Conference highlights included a sell-out screening of Casting JonBenet featuring a live Q&A with director Kitty Green, who also spoke on the popular session panel Beyond Broadcast & Cinema, which looked at documentarians working with streaming giants like Netflix and Amazon, and an eclectic panel on ethics in documentary, Trust Me I’m a Filmmaker. The masterclass session Errol Morris’ Wormwood … like making 3 films at once, with long-term Errol Morris collaborator Robert Fernandez, also proved wildly popular, as did the editing masterclass Cutting It Fine with Laura Poitras’ editor, Erin Casper. Further session highlights came in the form of a lively pitching masterclass, Bitching at Pitching, by the Mischief Sisters; an even livelier Trans-Tasman Story Pitch with four projects competing for $200k in matched funding, and a full capacity Impact Strategy Hack session for the new documentary Brazen Hussies.

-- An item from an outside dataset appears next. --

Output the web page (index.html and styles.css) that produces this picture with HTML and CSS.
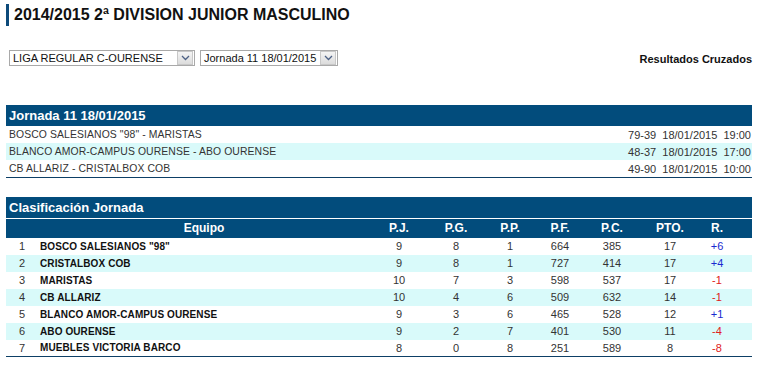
FILE: index.html
```html
<!DOCTYPE html>
<html>
<head>
<meta charset="utf-8">
<link rel="stylesheet" href="styles.css">
</head>
<body>
<div class="page">
  <h1 class="title">2014/2015 2ª DIVISION JUNIOR MASCULINO</h1>
  <div class="filters">
    <div class="selects">
      <div class="select sel1"><span class="sel-text">LIGA REGULAR C-OURENSE</span><span class="sel-btn"><svg width="9" height="6" viewBox="0 0 9 6"><path d="M1 1 L4.5 4.5 L8 1" fill="none" stroke="#4d6185" stroke-width="1.3"/></svg></span></div>
      <div class="select sel2"><span class="sel-text">Jornada 11 18/01/2015</span><span class="sel-btn"><svg width="9" height="6" viewBox="0 0 9 6"><path d="M1 1 L4.5 4.5 L8 1" fill="none" stroke="#4d6185" stroke-width="1.3"/></svg></span></div>
    </div>
    <a class="cross">Resultados Cruzados</a>
  </div>

  <section class="block results">
    <div class="block-head">Jornada 11 18/01/2015</div>
    <div class="match"><span class="teams">BOSCO SALESIANOS "98" - MARISTAS</span><span class="res">79-39&nbsp;&nbsp;18/01/2015&nbsp;&nbsp;19:00</span></div>
    <div class="match alt"><span class="teams">BLANCO AMOR-CAMPUS OURENSE - ABO OURENSE</span><span class="res">48-37&nbsp;&nbsp;18/01/2015&nbsp;&nbsp;17:00</span></div>
    <div class="match"><span class="teams">CB ALLARIZ - CRISTALBOX COB</span><span class="res">49-90&nbsp;&nbsp;18/01/2015&nbsp;&nbsp;10:00</span></div>
  </section>

  <section class="block standings">
    <div class="block-head">Clasificación Jornada</div>
    <table class="tbl">
      <colgroup>
        <col class="c-rank"><col class="c-team"><col class="c-pj"><col class="c-pg"><col class="c-pp"><col class="c-pf"><col class="c-pc"><col class="c-pto"><col class="c-r"><col class="c-fill">
      </colgroup>
      <thead>
        <tr><th></th><th>Equipo</th><th>P.J.</th><th>P.G.</th><th>P.P.</th><th>P.F.</th><th>P.C.</th><th>PTO.</th><th>R.</th><th></th></tr>
      </thead>
      <tbody>
        <tr><td>1</td><td class="team">BOSCO SALESIANOS "98"</td><td>9</td><td>8</td><td>1</td><td>664</td><td>385</td><td>17</td><td class="pos">+6</td><td></td></tr>
        <tr class="alt"><td>2</td><td class="team">CRISTALBOX COB</td><td>9</td><td>8</td><td>1</td><td>727</td><td>414</td><td>17</td><td class="pos">+4</td><td></td></tr>
        <tr><td>3</td><td class="team">MARISTAS</td><td>10</td><td>7</td><td>3</td><td>598</td><td>537</td><td>17</td><td class="neg">-1</td><td></td></tr>
        <tr class="alt"><td>4</td><td class="team">CB ALLARIZ</td><td>10</td><td>4</td><td>6</td><td>509</td><td>632</td><td>14</td><td class="neg">-1</td><td></td></tr>
        <tr><td>5</td><td class="team">BLANCO AMOR-CAMPUS OURENSE</td><td>9</td><td>3</td><td>6</td><td>465</td><td>528</td><td>12</td><td class="pos">+1</td><td></td></tr>
        <tr class="alt"><td>6</td><td class="team">ABO OURENSE</td><td>9</td><td>2</td><td>7</td><td>401</td><td>530</td><td>11</td><td class="neg">-4</td><td></td></tr>
        <tr><td>7</td><td class="team">MUEBLES VICTORIA BARCO</td><td>8</td><td>0</td><td>8</td><td>251</td><td>589</td><td>8</td><td class="neg">-8</td><td></td></tr>
      </tbody>
    </table>
  </section>
</div>
</body>
</html>
```

FILE: styles.css
```css
* { box-sizing: border-box; }
html, body { margin: 0; padding: 0; background: #fff; }
body { font-family: "Liberation Sans", Arial, sans-serif; color: #222; }
.page { width: 759px; padding: 4px 7px 0 6px; }

.title {
  margin: 0;
  height: 22px;
  border-left: 3px solid #0d4a7a;
  padding-left: 5px;
  font-size: 16px;
  line-height: 22px;
  font-weight: bold;
  color: #111;
}

.filters {
  display: flex;
  justify-content: space-between;
  align-items: center;
  margin-top: 24px;
  height: 16px;
}
.selects { display: flex; gap: 5px; padding-left: 3px; }
.select {
  display: flex;
  align-items: center;
  height: 16px;
  border: 1px solid #a9a9a9;
  font-size: 11px;
  color: #111;
  background: #fff;
}
.sel1 { width: 186px; }
.sel2 { width: 138px; }
.sel-text { flex: 1; padding-left: 3px; white-space: nowrap; overflow: hidden; }
.sel-btn {
  width: 16px; height: 14px;
  margin-right: 1px;
  background: linear-gradient(#f4f4f4, #dcdcdc);
  border: 1px solid #c8c8c8;
  display: flex; align-items: center; justify-content: center;
}
.cross { font-size: 11px; font-weight: bold; color: #111; padding-top: 2px; }

.block { margin-top: 39px; }
.standings { margin-top: 19px; }
.block-head {
  background: #024c7c;
  color: #fff;
  font-size: 13px;
  font-weight: bold;
  height: 21px;
  line-height: 21px;
  padding-left: 3px;
}
.match {
  display: flex;
  justify-content: space-between;
  align-items: center;
  height: 17px;
  font-size: 11px;
  padding: 0 1px 0 3px;
  color: #333;
}
.match .teams { font-size: 10.4px; letter-spacing: 0.1px; }
.match.alt { background: #d9fafa; }
.results { border-bottom: 1px solid #0d3f66; }

.tbl {
  width: 746px;
  border-collapse: collapse;
  table-layout: fixed;
  border-bottom: 1px solid #0d3f66;
}
.c-rank { width: 32px; }
.c-team { width: 332px; }
.c-pj { width: 58px; }
.c-pg { width: 56px; }
.c-pp { width: 52px; }
.c-pf { width: 48px; }
.c-pc { width: 56px; }
.c-pto { width: 60px; }
.c-r { width: 34px; }
.c-fill { width: 18px; }
.tbl thead tr { background: #024c7c; border-top: 1px solid #fff; }
.tbl th {
  color: #fff;
  font-size: 12px;
  font-weight: bold;
  height: 19px;
  padding: 0;
  text-align: center;
}
.tbl td {
  height: 17px;
  padding: 0;
  font-size: 11px;
  text-align: center;
  color: #333;
}
.tbl td.team { text-align: left; padding-left: 2px; font-weight: bold; font-size: 10px; letter-spacing: 0.1px; color: #111; }
.tbl tr.alt td { background: #d9fafa; }
.tbl td.pos { color: #1a2ad0; }
.tbl td.neg { color: #e02020; }
```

Awarded to the Best Pitch in AIDC’s FACTory International Pitching Forum, the inaugural Unfinished Prize for Documentary was given to project Lay My Body Down (Ghost Pictures), pitched by Producer Richard Lowenstein – about singer Chrissie Hynde and band the Divinyls – with prize partners Wide Open Road Coffee and The Saturday Paper providing $10,000 cash and $40,000 in film advertising. From the remaining 7 Australian and 4 international FACTory projects, New Zealand film There’s No I in Threesome (Monsoon Pictures), was awarded the Hot Docs Pitch Prize of an All Access Pass to Canada’s Hot Docs 2018 Industry program by AIDC guest and TIFF/Hot Docs programmer Dorota Lech.

The winners of AIDC’s annual ACCESS Early Career Mentorship program were also announced, with Loani Arman (QLD) selected for a paid internship with program partner Beach House Pictures in Singapore. A second ACCESS participant, Tressa Ponnor (NSW) received an expenses-paid trip to the UK’s Sheffield Doc\Fest to explore the UK documentary marketplace.

Another new initiative for 2018, the Leading Lights Fund, saw 17 leading Australian screen companies fund the cost of 26 passes to the Conference for emerging filmmakers and first-time attendees.